First, there was a large sample size of patients across a wide range of age and functional capacity. Second, the walking test protocol is simple, and a potential easy tool to apply in clinical practice. Furthermore, walking is the most frequently performed form of physical activity [59, 60], and the preferred activity by insufficiently active individuals, regardless of age and sex [61]. Yet, the incorporation of goals meaningful to a given patient for performing activities of daily living such moderate WS has been recommended [53]. Fourth, the non-restrictive inclusion criteria employed is likely to reflect real-world clinical practice. Fifth, the study was based on an analysis of administrative data and used an analytic matching approach and a multistrata test to control for potential confounding. This permitted us to assess specific characteristics of the patient subgroups for which the effect of walking speed variation was significant, increasing the validity of findings. Finally, to our knowledge, no other study has examined the effects of improvement in WS on hospitalization costs in cardiac outpatients during a follow-up of this length.

Limitations of the study

First, our results may not apply to different settings, which may have different policies for health services use and costs.
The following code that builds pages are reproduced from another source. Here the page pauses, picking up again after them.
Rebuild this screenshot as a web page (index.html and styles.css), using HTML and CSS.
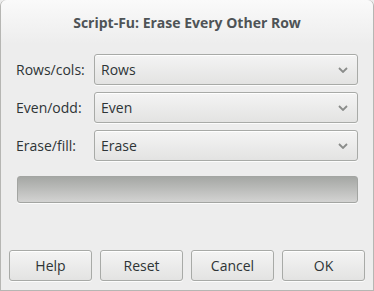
FILE: index.html
```html
<!DOCTYPE html>
<html lang="en">
<head>
    <meta charset="UTF-8">
    <title>Script-Fu: Erase Every Other Row</title>
    <link rel="stylesheet" href="styles.css">
</head>
<body>
    <div class="dialog">
        <!-- Title bar -->
        <div class="titlebar">
            <span class="title">Script-Fu: Erase Every Other Row</span>
        </div>

        <!-- Options -->
        <div class="content">
            <div class="form-grid">
                <label class="field-label">Rows/cols:</label>
                <div class="combo"><span>Rows</span><svg class="chevron" width="10" height="6" viewBox="0 0 10 6"><path d="M1 1 L5 5 L9 1" fill="none" stroke="#8a8c8a" stroke-width="1.8"/></svg></div>

                <label class="field-label">Even/odd:</label>
                <div class="combo"><span>Even</span><svg class="chevron" width="10" height="6" viewBox="0 0 10 6"><path d="M1 1 L5 5 L9 1" fill="none" stroke="#8a8c8a" stroke-width="1.8"/></svg></div>

                <label class="field-label">Erase/fill:</label>
                <div class="combo"><span>Erase</span><svg class="chevron" width="10" height="6" viewBox="0 0 10 6"><path d="M1 1 L5 5 L9 1" fill="none" stroke="#8a8c8a" stroke-width="1.8"/></svg></div>
            </div>

            <div class="progress"></div>
        </div>

        <!-- Buttons -->
        <div class="actions">
            <button class="btn">Help</button>
            <button class="btn">Reset</button>
            <button class="btn">Cancel</button>
            <button class="btn">OK</button>
        </div>
    </div>
</body>
</html>
```

FILE: styles.css
```css
* {
    margin: 0;
    padding: 0;
    box-sizing: border-box;
}

body {
    font-family: 'Open Sans', 'Noto Sans', sans-serif;
    font-size: 14px;
    color: #2e3436;
    background: #ededed;
}

.dialog {
    width: 374px;
    height: 291px;
    display: flex;
    flex-direction: column;
    background: #ededed;
    border: 1px solid #b6b6b3;
    border-top: none;
    border-radius: 6px 6px 0 0;
}

.titlebar {
    height: 44px;
    display: flex;
    align-items: center;
    justify-content: center;
    background: linear-gradient(#fafafa, #ededed);
    border-radius: 6px 6px 0 0;
}

.title {
    font-weight: 700;
    font-size: 14px;
    color: #4e5356;
}

.content {
    padding: 10px 15px 0 15px;
}

.form-grid {
    display: grid;
    grid-template-columns: 78px 1fr;
    row-gap: 7px;
    align-items: center;
}

.field-label {
    padding-bottom: 1px;
}

.combo {
    height: 31px;
    display: flex;
    align-items: center;
    justify-content: space-between;
    padding: 0 9px 0 6px;
    border: 1px solid #a8aaa7;
    border-radius: 3px;
    background: linear-gradient(#f4f4f4, #e3e3e2);
    box-shadow: inset 0 1px #ffffff, 0 1px rgba(255,255,255,0.8);
}

.chevron {
    margin-top: 1px;
}

.progress {
    height: 27px;
    margin: 15px 0 0 1px;
    border: 1px solid #a3a5a2;
    border-radius: 3px;
    background: linear-gradient(#a5a7a4, #d3d3d2);
    box-shadow: 0 1px rgba(255,255,255,0.8);
}

.actions {
    margin-top: auto;
    display: grid;
    grid-template-columns: repeat(4, 1fr);
    gap: 8px;
    padding: 0 8px 9px 8px;
}

.btn {
    height: 31px;
    font-family: inherit;
    font-size: 14px;
    color: #2e3436;
    border: 1px solid #a8aaa7;
    border-radius: 3px;
    background: linear-gradient(#f4f4f4, #e3e3e2);
    box-shadow: inset 0 1px #ffffff, 0 1px rgba(255,255,255,0.8);
}
```
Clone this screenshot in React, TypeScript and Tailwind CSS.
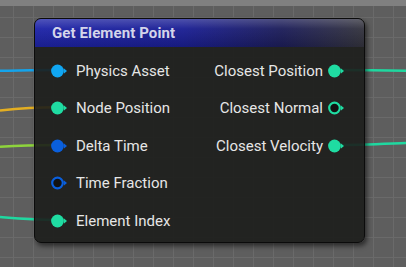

Second, this approach does not fully adjust for the severity of cardiovascular risk profile or comorbidity [62,63,64], including injury-related hospitalization. Third, this study was carried out in patients who chose to participate in an exercise-based secondary prevention program and thus, they may not be representative of the general population with similar cardiovascular conditions. Fourth, given the modest number of women, the findings of this study should be used with caution among females. Fifth, adherence to the recommended home program was not determined, and thus, a causal relationship between the “dose” of PA and the WS improvement is not possible. However, we recently demonstrated in a randomized controlled trial in older outpatients with CVD that the intervention produced significant increase in habitual PA, associated with improved health outcomes [65,66,67].

Conclusions

The present study contributes to growing evidence that supports the inverse association between slow WS and risk of hospitalization, and lower health-care costs. These results provide evidence that moderate WS is a simple, potentially useful, and clinically important indicator of health for outpatients with CVD. The test may help health professionals identify less fit patients which may require greater use of health services, ultimately requiring greater monetary expenditures. Finally, the findings may help health professionals seeking a simple method to reduce the prevalence of sedentary behavior that remains extremely high among patients with CVD.